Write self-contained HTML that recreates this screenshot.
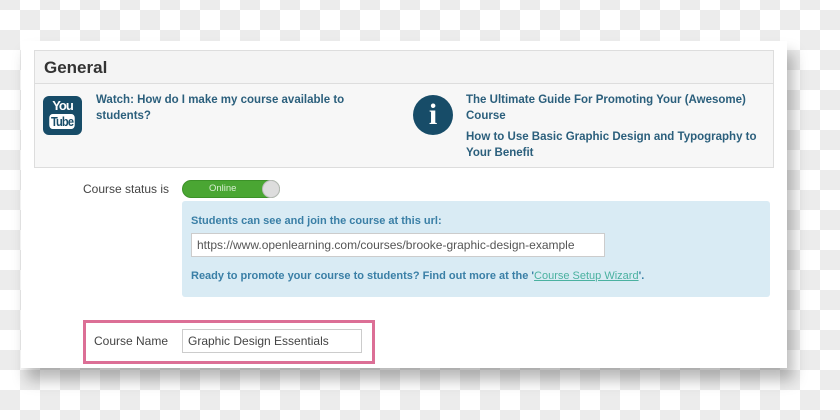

--

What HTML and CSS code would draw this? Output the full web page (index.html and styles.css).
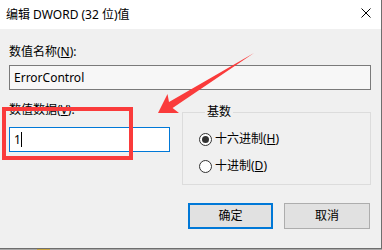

* * *

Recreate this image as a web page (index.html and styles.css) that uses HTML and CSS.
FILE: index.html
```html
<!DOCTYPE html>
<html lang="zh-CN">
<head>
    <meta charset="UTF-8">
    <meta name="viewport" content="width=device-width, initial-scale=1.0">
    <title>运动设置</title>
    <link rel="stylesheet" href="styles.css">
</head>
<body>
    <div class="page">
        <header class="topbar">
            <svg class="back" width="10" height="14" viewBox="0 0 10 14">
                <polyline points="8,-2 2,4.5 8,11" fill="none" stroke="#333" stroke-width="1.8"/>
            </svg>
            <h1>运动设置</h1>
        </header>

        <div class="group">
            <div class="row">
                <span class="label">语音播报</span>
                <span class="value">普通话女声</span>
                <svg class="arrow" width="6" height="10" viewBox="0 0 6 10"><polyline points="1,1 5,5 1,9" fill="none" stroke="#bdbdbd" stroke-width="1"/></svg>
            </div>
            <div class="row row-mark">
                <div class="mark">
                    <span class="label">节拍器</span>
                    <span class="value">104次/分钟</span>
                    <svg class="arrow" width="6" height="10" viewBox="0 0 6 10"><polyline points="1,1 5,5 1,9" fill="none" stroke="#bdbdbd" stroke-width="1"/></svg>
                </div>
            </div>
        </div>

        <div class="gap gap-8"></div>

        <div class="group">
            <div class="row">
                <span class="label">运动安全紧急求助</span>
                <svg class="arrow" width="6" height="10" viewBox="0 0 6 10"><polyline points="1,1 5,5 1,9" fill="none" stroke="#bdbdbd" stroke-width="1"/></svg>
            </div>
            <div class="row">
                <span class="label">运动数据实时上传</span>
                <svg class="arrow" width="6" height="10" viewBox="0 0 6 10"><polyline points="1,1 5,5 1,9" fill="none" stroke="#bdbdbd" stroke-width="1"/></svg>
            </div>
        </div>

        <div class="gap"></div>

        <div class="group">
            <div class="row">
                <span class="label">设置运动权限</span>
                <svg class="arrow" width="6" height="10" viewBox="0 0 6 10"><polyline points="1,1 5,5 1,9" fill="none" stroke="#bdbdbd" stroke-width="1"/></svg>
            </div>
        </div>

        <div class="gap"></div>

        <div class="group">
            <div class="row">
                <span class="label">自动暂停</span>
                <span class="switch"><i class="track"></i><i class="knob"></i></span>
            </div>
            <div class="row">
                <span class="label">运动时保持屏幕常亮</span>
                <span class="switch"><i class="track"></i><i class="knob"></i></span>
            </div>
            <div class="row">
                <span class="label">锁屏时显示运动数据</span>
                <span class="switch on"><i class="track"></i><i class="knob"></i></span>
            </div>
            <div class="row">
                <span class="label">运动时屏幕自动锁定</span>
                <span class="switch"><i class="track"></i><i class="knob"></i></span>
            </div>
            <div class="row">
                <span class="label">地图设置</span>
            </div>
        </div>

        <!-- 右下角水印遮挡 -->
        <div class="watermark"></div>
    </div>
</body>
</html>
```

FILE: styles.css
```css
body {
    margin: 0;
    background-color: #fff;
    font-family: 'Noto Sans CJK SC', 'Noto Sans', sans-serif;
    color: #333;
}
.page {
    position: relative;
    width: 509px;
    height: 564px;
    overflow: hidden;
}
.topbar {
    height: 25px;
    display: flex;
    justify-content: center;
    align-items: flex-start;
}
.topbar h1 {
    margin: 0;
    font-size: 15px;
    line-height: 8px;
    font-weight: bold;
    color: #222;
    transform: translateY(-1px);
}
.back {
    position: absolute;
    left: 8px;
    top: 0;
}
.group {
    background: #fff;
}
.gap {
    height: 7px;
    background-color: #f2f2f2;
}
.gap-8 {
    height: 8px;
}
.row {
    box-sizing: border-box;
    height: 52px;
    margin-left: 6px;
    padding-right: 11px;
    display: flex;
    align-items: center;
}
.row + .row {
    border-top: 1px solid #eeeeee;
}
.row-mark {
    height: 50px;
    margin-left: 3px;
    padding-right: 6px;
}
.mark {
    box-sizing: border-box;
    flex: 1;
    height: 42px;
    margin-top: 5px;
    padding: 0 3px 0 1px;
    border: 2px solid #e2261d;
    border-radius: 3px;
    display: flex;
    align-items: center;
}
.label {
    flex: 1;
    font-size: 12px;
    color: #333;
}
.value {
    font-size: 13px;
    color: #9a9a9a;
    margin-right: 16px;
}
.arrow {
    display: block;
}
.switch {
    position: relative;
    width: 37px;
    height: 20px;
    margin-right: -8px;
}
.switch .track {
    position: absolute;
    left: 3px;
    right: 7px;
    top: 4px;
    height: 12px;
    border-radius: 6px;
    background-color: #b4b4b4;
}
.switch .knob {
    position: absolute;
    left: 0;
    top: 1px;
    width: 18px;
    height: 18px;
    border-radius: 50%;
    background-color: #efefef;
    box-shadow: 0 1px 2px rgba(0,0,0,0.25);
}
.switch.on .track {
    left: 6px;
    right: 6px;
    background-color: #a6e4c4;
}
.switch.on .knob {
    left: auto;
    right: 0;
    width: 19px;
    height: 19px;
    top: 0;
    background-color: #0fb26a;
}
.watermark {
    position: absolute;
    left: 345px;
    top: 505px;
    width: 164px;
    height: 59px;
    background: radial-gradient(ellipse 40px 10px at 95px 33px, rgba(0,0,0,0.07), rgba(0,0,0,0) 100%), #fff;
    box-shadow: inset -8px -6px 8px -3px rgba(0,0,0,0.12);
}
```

§ **EXERCISE AIM**:
Gather up every line in the data above that contains the word "styles", copying each one.

§ **SOLUTION TO THE PROBLEM**:
What HTML and CSS code would draw this? Output the full web page (index.html and styles.css).
Recreate this image as a web page (index.html and styles.css) that uses HTML and CSS.
    <link rel="stylesheet" href="styles.css">
FILE: styles.css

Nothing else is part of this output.